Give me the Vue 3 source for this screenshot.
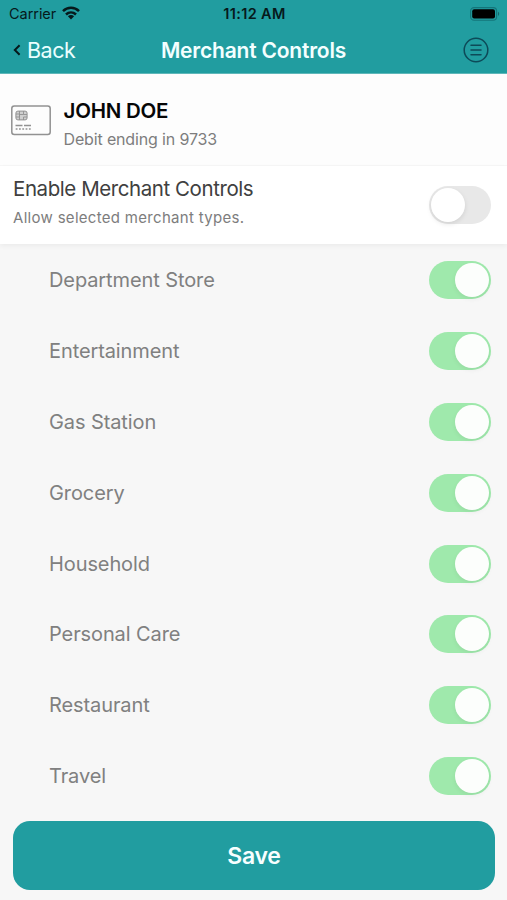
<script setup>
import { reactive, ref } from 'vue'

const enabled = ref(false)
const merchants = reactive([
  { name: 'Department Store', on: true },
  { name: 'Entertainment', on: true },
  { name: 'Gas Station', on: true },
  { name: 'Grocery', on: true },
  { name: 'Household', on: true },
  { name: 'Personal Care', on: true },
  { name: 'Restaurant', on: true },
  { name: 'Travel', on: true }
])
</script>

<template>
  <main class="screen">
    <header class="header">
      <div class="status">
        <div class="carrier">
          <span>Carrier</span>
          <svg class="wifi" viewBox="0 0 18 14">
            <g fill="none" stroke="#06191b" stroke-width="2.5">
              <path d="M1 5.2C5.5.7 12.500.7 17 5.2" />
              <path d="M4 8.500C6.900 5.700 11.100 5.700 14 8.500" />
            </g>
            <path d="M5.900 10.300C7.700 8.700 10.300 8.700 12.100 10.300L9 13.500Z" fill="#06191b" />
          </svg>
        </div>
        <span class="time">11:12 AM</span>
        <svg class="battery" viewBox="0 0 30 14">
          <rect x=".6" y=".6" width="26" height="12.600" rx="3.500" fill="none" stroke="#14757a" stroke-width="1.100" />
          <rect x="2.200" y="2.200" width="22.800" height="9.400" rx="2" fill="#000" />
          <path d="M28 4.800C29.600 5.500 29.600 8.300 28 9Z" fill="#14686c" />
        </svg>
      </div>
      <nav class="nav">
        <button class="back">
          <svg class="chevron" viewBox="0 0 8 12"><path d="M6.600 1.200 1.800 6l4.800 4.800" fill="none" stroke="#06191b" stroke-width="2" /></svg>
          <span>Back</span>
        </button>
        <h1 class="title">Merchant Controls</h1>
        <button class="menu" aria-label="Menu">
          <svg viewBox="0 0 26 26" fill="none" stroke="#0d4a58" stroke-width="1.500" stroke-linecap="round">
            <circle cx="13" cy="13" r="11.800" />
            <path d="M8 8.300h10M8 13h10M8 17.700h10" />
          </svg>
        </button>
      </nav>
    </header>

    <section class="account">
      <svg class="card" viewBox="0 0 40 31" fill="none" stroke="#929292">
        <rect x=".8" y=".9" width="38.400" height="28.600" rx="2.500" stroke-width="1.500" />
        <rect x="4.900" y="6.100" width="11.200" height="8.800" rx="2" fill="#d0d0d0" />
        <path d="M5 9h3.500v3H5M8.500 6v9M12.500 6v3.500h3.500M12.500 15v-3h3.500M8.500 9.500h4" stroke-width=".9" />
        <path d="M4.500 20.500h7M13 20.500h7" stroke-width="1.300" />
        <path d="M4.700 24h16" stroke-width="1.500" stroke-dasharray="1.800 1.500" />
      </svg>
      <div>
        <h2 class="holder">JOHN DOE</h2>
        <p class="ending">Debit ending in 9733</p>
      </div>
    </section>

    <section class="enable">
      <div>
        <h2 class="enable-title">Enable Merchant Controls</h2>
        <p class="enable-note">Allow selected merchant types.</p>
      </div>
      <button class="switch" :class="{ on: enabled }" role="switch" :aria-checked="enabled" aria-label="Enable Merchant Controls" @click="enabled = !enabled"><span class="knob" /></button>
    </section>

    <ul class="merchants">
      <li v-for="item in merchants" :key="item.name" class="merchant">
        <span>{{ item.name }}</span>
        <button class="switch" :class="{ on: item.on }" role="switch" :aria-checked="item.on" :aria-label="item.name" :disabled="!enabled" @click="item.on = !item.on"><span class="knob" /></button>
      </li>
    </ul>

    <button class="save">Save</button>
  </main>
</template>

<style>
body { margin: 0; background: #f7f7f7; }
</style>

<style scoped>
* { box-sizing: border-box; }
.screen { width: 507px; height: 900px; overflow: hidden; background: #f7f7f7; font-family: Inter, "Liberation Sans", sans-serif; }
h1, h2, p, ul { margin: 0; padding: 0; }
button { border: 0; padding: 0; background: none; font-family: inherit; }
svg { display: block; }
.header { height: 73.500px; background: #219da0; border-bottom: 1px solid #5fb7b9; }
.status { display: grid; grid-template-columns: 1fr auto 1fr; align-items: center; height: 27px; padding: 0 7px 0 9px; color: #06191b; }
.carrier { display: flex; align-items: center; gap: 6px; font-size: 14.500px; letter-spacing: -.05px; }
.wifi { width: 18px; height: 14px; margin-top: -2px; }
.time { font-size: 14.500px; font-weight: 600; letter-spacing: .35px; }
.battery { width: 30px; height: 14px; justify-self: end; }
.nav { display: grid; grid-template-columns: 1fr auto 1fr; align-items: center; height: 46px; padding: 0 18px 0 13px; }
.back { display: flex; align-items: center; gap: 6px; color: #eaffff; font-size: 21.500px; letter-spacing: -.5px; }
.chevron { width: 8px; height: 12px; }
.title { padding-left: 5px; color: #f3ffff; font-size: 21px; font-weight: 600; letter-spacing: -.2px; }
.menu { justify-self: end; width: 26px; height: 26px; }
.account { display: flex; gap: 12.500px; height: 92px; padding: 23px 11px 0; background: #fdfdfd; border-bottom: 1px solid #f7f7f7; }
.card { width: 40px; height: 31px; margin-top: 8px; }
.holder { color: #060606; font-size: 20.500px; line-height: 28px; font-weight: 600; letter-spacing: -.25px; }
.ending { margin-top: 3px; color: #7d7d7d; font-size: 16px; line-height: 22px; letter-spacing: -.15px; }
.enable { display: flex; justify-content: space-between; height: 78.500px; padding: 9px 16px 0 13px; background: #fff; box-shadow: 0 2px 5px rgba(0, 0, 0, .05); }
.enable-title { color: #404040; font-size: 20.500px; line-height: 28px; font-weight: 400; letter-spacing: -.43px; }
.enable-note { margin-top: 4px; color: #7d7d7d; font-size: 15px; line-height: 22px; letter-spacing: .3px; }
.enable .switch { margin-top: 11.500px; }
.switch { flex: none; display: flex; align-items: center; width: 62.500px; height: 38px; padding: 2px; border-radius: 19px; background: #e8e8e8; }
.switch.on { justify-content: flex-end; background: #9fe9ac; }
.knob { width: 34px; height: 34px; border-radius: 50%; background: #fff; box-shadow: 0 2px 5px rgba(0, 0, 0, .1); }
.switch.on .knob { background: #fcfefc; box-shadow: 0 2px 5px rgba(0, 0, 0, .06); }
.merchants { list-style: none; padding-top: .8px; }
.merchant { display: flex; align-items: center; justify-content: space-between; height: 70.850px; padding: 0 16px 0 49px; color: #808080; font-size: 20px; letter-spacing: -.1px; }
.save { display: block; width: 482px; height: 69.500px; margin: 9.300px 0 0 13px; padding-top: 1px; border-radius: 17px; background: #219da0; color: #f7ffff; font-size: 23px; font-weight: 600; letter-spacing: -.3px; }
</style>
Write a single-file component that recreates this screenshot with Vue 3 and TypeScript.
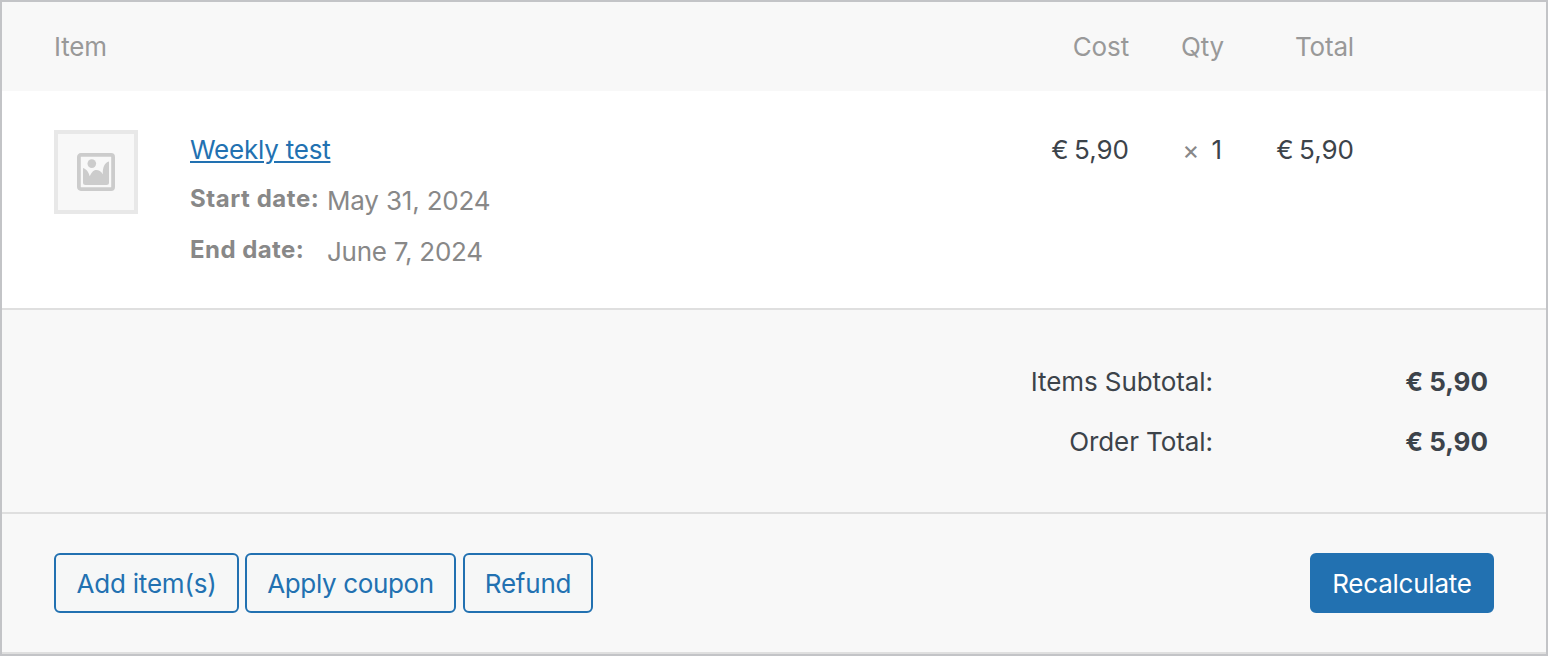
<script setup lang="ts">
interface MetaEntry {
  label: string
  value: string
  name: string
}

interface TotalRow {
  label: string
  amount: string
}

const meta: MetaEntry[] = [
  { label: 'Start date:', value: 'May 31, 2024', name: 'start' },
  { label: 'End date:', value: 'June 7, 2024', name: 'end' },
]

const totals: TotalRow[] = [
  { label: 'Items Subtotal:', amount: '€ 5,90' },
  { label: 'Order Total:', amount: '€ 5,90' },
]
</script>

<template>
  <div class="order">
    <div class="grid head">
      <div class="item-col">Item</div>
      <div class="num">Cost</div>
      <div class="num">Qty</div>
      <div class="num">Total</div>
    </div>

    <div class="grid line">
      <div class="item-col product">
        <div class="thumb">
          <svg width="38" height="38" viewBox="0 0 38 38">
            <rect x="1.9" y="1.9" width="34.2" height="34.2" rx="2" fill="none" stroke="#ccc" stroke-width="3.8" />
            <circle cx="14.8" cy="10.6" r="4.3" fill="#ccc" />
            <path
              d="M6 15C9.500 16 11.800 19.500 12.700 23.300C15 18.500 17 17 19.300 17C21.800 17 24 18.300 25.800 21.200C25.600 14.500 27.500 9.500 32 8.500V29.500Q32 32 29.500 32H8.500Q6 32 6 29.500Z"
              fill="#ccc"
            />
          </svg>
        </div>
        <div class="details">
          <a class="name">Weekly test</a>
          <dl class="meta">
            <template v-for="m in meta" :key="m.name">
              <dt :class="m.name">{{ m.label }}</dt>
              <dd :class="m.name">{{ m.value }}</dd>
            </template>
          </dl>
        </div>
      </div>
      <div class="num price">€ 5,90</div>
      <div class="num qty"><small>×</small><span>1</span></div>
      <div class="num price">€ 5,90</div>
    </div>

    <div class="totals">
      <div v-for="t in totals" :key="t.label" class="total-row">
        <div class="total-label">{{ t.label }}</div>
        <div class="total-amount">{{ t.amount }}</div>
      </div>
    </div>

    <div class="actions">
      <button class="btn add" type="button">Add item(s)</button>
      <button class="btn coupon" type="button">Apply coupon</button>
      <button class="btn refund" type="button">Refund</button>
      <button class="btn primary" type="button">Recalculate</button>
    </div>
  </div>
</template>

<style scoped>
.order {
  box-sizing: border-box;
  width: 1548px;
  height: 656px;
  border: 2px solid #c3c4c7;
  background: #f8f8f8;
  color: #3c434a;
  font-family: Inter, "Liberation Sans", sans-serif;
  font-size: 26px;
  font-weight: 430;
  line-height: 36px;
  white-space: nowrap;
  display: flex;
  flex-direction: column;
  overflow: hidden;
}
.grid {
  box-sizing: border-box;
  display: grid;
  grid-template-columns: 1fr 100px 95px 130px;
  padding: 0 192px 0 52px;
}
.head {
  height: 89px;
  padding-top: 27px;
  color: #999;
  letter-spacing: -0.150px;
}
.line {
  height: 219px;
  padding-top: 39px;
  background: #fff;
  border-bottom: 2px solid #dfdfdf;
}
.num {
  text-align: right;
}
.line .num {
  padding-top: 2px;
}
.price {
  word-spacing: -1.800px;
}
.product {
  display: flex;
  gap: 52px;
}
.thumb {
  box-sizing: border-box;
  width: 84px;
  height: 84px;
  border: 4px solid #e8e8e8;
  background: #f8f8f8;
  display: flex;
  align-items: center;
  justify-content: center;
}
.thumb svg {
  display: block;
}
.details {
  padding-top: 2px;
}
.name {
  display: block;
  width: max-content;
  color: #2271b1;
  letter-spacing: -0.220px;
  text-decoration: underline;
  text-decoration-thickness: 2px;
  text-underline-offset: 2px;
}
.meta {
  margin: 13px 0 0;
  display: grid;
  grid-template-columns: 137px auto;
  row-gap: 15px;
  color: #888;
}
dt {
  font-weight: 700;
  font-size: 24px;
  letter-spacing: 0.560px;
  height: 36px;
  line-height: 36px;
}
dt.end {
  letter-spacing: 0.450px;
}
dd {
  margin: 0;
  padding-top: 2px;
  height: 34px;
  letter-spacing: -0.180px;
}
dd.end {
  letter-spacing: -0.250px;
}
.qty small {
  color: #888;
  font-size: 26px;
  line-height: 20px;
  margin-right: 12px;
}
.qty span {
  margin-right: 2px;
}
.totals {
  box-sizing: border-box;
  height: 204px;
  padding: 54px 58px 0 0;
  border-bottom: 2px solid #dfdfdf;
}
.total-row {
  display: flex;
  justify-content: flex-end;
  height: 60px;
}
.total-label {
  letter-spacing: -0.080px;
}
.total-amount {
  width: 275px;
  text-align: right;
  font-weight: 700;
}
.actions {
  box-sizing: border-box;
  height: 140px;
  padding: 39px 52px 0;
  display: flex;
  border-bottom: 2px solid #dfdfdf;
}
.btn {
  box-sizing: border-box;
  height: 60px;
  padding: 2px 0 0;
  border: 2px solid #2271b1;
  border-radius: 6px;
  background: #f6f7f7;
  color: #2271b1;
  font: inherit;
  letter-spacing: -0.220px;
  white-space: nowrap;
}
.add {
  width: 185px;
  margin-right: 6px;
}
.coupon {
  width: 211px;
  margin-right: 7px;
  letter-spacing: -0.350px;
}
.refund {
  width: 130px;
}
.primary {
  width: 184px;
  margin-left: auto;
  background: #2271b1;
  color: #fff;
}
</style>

+++

▸ **The task**:
Find how many lines in the listing contain the word "this" and give that count alone.

▸ **Correct result**:
2